### Do this
Your task is to print, exactly and only, the lines from the start of the entries below through the line with "your plate number.</p>". Include both ends, but skip the pictures.

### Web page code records
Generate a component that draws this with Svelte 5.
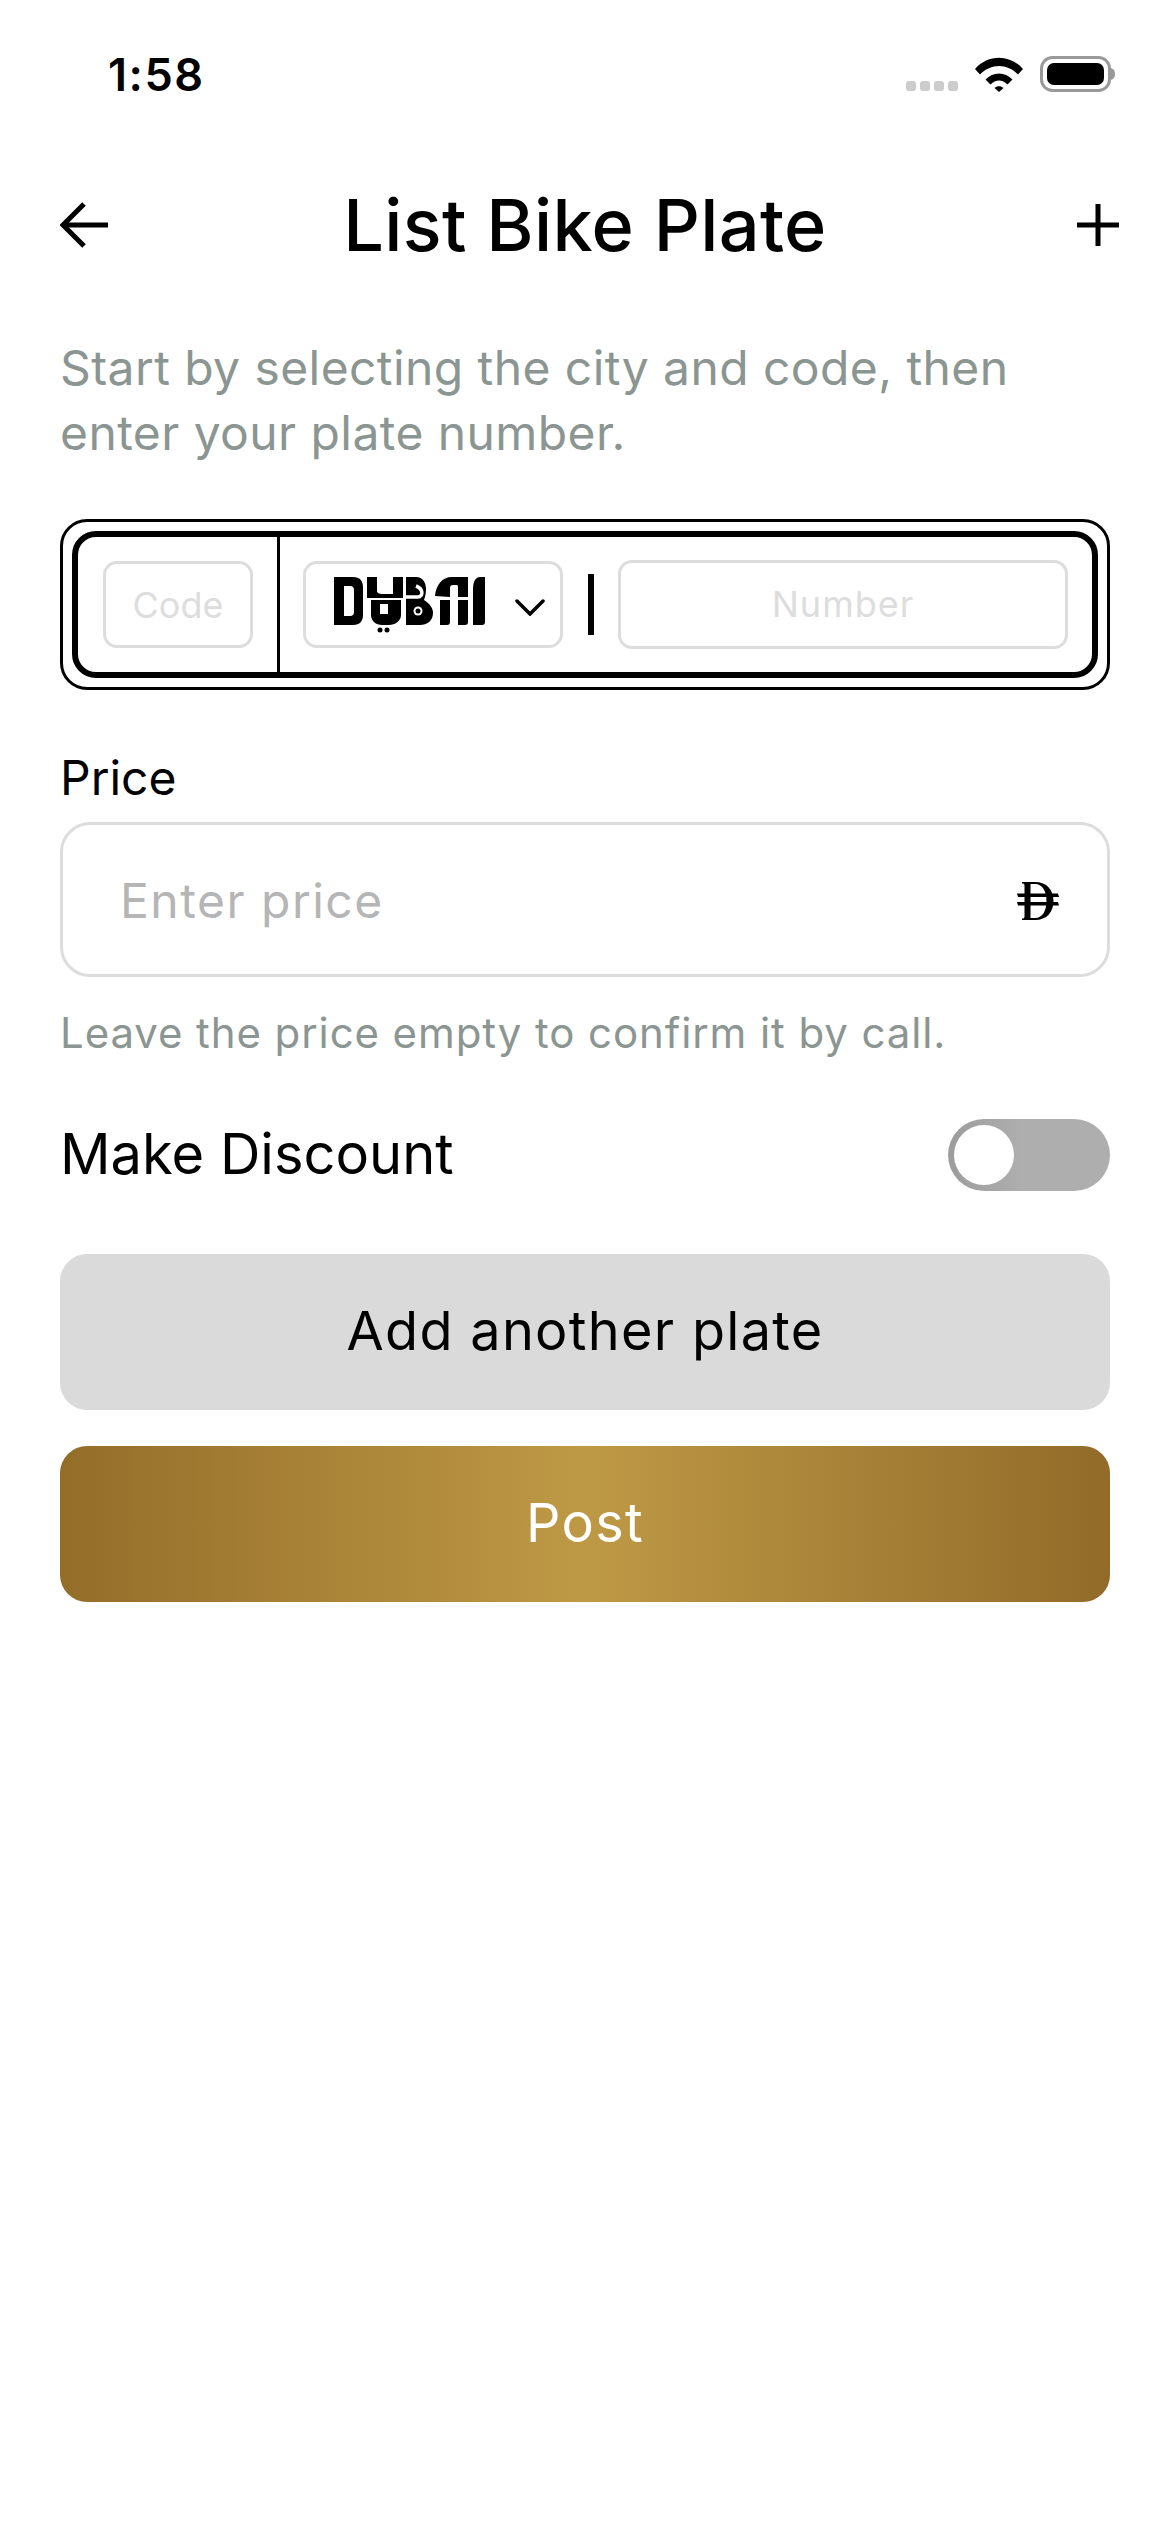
<script>
  let discount = $state(false);
  let price = $state("");
  let code = $state("");
  let number = $state("");
</script>

<div class="page">
  <div class="status">
    <span class="time">1:58</span>
    <div class="status-icons">
      <div class="dots"><i></i><i></i><i></i><i></i></div>
      <svg class="wifi" width="48" height="36" viewBox="0 0 48 36">
        <path d="M0 13C13-2 35-2 48 13L43 18.500C32 7 16 7 5 18.500Z" fill="#000" />
        <path d="M10.500 23.500C18 15.500 30 15.500 37.500 23.500L32.500 28.500C27 23 21 23 15.500 28.500Z" fill="#000" />
        <path d="M19.500 32C22 29.500 26 29.500 28.500 32L24 36Z" fill="#000" />
      </svg>
      <svg class="battery" width="75" height="36" viewBox="0 0 75 36">
        <rect x="1.500" y="1.500" width="68" height="33" rx="11" fill="none" stroke="#999" stroke-width="3" />
        <rect x="7" y="7" width="57" height="22" rx="7" fill="#000" />
        <path d="M71 12C74 13 75 15 75 18C75 21 74 23 71 24Z" fill="#999" />
      </svg>
    </div>
  </div>

  <div class="nav">
    <svg width="48" height="46" viewBox="0 0 48 46" fill="none" stroke="#000" stroke-width="5">
      <path d="M48 23H4" />
      <path d="M24 2L3 23L24 44" />
    </svg>
    <h1>List Bike Plate</h1>
    <svg class="plus" width="42" height="42" viewBox="0 0 42 42" fill="none" stroke="#000" stroke-width="5">
      <path d="M21 0V42M0 21H42" />
    </svg>
  </div>

  <main>
    <p class="intro">Start by selecting the city and code, then enter your plate number.</p>

    <div class="plate-outer">
      <div class="plate">
        <div class="code-cell">
          <input class="code" placeholder="Code" bind:value={code} />
        </div>
        <button class="city">
          <svg class="logo" width="152" height="56" viewBox="0 0 152 56" fill="#000">
            <!-- D -->
            <path fill-rule="evenodd" d="M0 0H19C26 0 29 4 29 10V38C29 44 26 48 19 48H0ZM10 9V39H16C19 39 20 37 20 35V13C20 11 19 9 16 9Z" />
            <!-- U -->
            <path d="M33 0H43V14C43 16 45 17 48 17H59V0H69V21H33Z" />
            <path fill-rule="evenodd" d="M37 23H67V38C67 44 61 48 55 48H48C42 48 37 44 37 38ZM46 27V37H54V27Z" />
            <circle cx="46" cy="53" r="2.500" />
            <circle cx="53" cy="53" r="2.500" />
            <!-- B -->
            <path d="M72 0H82C89 0 92 6 92 12C92 17 91 20 90 23C96 27 99 31 99 36C99 44 93 48 86 48H72Z" />
            <path d="M70 20H84C89 20 90 12 82 9" fill="none" stroke="#fff" stroke-width="3.500" />
            <circle cx="84" cy="34" r="4.500" fill="#fff" />
            <circle cx="84" cy="34" r="2.500" />
            <!-- A -->
            <path d="M101 19C102 8 108 0 118 0H134V20H124V10C124 8 123 8 121 8H119C117 8 116 9 116 11V20Z" />
            <path d="M106 23H116V45C116 47 115 48 113 48H106Z" />
            <path d="M124 23H134V45C134 47 133 48 131 48H124Z" />
            <!-- I -->
            <path d="M139 12C139 4 142 0 146 0H151V45C151 47 150 48 148 48H139Z" />
          </svg>
          <svg class="chevron" width="30" height="17" viewBox="0 0 30 17" fill="none" stroke="#000" stroke-width="3.500" stroke-linecap="round">
            <path d="M2 2L15 15L28 2" />
          </svg>
        </button>
        <span class="bar"></span>
        <input class="number" placeholder="Number" bind:value={number} />
      </div>
    </div>

    <label class="field-label" for="price">Price</label>
    <div class="price-box">
      <input id="price" placeholder="Enter price" bind:value={price} />
      <svg class="dirham" width="42" height="38" viewBox="0 0 42 38" fill="#000">
        <path fill-rule="evenodd" d="M5 0H18C30 0 36.500 8 36.500 19C36.500 30 30 38 18 38H5V36.500C7 36.500 7.500 36 7.500 34V4C7.500 2 7 1.500 5 1.500ZM13.500 2V36H18C26 36 29.500 28 29.500 19C29.500 10 26 2 18 2Z" />
        <path d="M0 11.500H41L42 15H1ZM0 20H41L42 23.500H1Z" />
      </svg>
    </div>
    <p class="hint">Leave the price empty to confirm it by call.</p>

    <div class="discount">
      <span>Make Discount</span>
      <button class="toggle" class:on={discount} aria-label="Make Discount" onclick={() => (discount = !discount)}>
        <span class="knob"></span>
      </button>
    </div>

    <button class="btn add">Add another plate</button>
    <button class="btn post">Post</button>
  </main>
</div>

<style>
  :global(body) {
    background: #fff;
  }

  .page {
    height: 2532px;
    background: #fff;
    color: #000;
    font-family: Inter, "Liberation Sans", sans-serif;
  }

  .status {
    height: 148px;
    display: flex;
    justify-content: space-between;
    align-items: center;
    padding: 0 55px 0 108px;
  }

  .time {
    font-size: 45px;
    font-weight: 600;
    letter-spacing: 1.5px;
  }

  .status-icons {
    display: flex;
    align-items: flex-end;
  }

  .dots {
    display: flex;
    gap: 4px;
    margin: 0 17px 1px 0;
  }

  .dots i {
    width: 10px;
    height: 10px;
    border-radius: 3px;
    background: #ccc;
  }

  .battery {
    margin-left: 17px;
  }

  .nav {
    height: 72px;
    margin-top: 41px;
    padding: 0 60px;
    display: grid;
    grid-template-columns: 1fr auto 1fr;
    align-items: center;
  }

  .plus {
    justify-self: end;
    margin-right: -9px;
  }

  h1 {
    margin: 0;
    font-size: 72px;
    line-height: 72px;
    font-weight: 500;
    letter-spacing: 0.35px;
  }

  main {
    padding: 0 60px;
  }

  .intro {
    margin: 74px 0 54px;
    font-size: 48px;
    line-height: 65px;
    color: #8b9592;
    letter-spacing: 0.42px;
  }

  .plate-outer {
    height: 171px;
    box-sizing: border-box;
    border: 3px solid #000;
    border-radius: 27px;
    padding: 9px;
  }

  .plate {
    height: 100%;
    box-sizing: border-box;
    border: 6px solid #000;
    border-radius: 24px;
    display: flex;
    align-items: center;
  }

  .code-cell {
    width: 202px;
    height: 100%;
    flex: none;
    box-sizing: border-box;
    border-right: 3px solid #000;
    display: flex;
    align-items: center;
    padding-left: 25px;
  }

  input {
    font-family: inherit;
    outline: none;
    background: none;
    color: #000;
  }

  .code,
  .number {
    box-sizing: border-box;
    border: 3px solid #ddd;
    border-radius: 14px;
    font-size: 36px;
    text-align: center;
    padding: 0;
  }

  .code {
    width: 150px;
    height: 87px;
  }

  .number {
    width: 450px;
    height: 89px;
    margin-left: 24px;
    padding-bottom: 2px;
    letter-spacing: 1px;
  }

  .code::placeholder,
  .number::placeholder {
    color: #ddd;
  }

  .city {
    width: 260px;
    height: 87px;
    flex: none;
    box-sizing: border-box;
    margin-left: 23px;
    padding: 13px 15px 0 28px;
    border: 3px solid #ddd;
    border-radius: 14px;
    background: none;
    display: flex;
    align-items: flex-start;
    justify-content: space-between;
  }

  .chevron {
    margin-top: 22px;
  }

  .bar {
    width: 6px;
    height: 61px;
    margin-left: 25px;
    background: #000;
  }

  .field-label {
    display: block;
    margin-top: 59px;
    font-size: 48px;
    line-height: 58px;
  }

  .price-box {
    height: 155px;
    margin-top: 15px;
    box-sizing: border-box;
    border: 3px solid #ddd;
    border-radius: 30px;
    padding: 0 48px 0 57px;
    display: flex;
    align-items: center;
    justify-content: space-between;
  }

  .price-box input {
    flex: 1;
    min-width: 0;
    border: 0;
    padding: 2px 0 0;
    font-size: 48px;
    letter-spacing: 1.5px;
  }

  .price-box input::placeholder {
    color: #b5b5b5;
  }

  .dirham {
    margin-top: 3px;
  }

  .hint {
    margin: 27px 0 0;
    font-size: 42px;
    line-height: 58px;
    color: #8b9592;
    letter-spacing: 0.9px;
  }

  .discount {
    margin-top: 57px;
    display: flex;
    justify-content: space-between;
    align-items: center;
    font-size: 56px;
  }

  .discount span:first-child {
    margin-bottom: 3px;
  }

  .toggle {
    width: 162px;
    height: 72px;
    box-sizing: border-box;
    padding: 6px;
    border: 0;
    border-radius: 36px;
    background: linear-gradient(90deg, #9c9c9c, #aeaeae 45%);
    display: flex;
  }

  .toggle.on {
    justify-content: flex-end;
  }

  .knob {
    width: 60px;
    height: 60px;
    border-radius: 50%;
    background: #fff;
  }

  .btn {
    display: flex;
    width: 100%;
    height: 156px;
    padding: 0 0 3px;
    align-items: center;
    justify-content: center;
    border: 0;
    border-radius: 27px;
    font-family: inherit;
    font-size: 54px;
    letter-spacing: 1.3px;
  }

  .add {
    margin-top: 63px;
    background: #dadada;
    color: #000;
  }

  .post {
    margin-top: 36px;
    background: linear-gradient(90deg, #946d29, #be9945 50%, #926b29);
    color: #fff;
  }
</style>
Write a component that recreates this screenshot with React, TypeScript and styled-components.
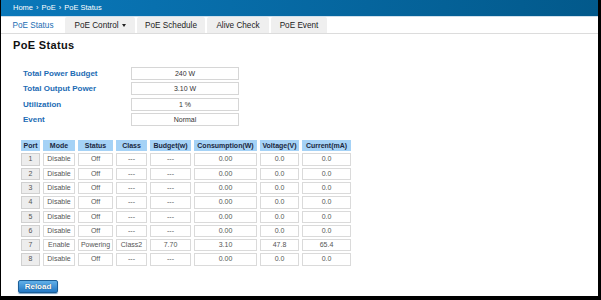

### Response to this task
Generate a component that draws this with Svelte 5.
<script>
  let discount = $state(false);
  let price = $state("");
  let code = $state("");
  let number = $state("");
</script>

<div class="page">
  <div class="status">
    <span class="time">1:58</span>
    <div class="status-icons">
      <div class="dots"><i></i><i></i><i></i><i></i></div>
      <svg class="wifi" width="48" height="36" viewBox="0 0 48 36">
        <path d="M0 13C13-2 35-2 48 13L43 18.500C32 7 16 7 5 18.500Z" fill="#000" />
        <path d="M10.500 23.500C18 15.500 30 15.500 37.500 23.500L32.500 28.500C27 23 21 23 15.500 28.500Z" fill="#000" />
        <path d="M19.500 32C22 29.500 26 29.500 28.500 32L24 36Z" fill="#000" />
      </svg>
      <svg class="battery" width="75" height="36" viewBox="0 0 75 36">
        <rect x="1.500" y="1.500" width="68" height="33" rx="11" fill="none" stroke="#999" stroke-width="3" />
        <rect x="7" y="7" width="57" height="22" rx="7" fill="#000" />
        <path d="M71 12C74 13 75 15 75 18C75 21 74 23 71 24Z" fill="#999" />
      </svg>
    </div>
  </div>

  <div class="nav">
    <svg width="48" height="46" viewBox="0 0 48 46" fill="none" stroke="#000" stroke-width="5">
      <path d="M48 23H4" />
      <path d="M24 2L3 23L24 44" />
    </svg>
    <h1>List Bike Plate</h1>
    <svg class="plus" width="42" height="42" viewBox="0 0 42 42" fill="none" stroke="#000" stroke-width="5">
      <path d="M21 0V42M0 21H42" />
    </svg>
  </div>

  <main>
    <p class="intro">Start by selecting the city and code, then enter your plate number.</p>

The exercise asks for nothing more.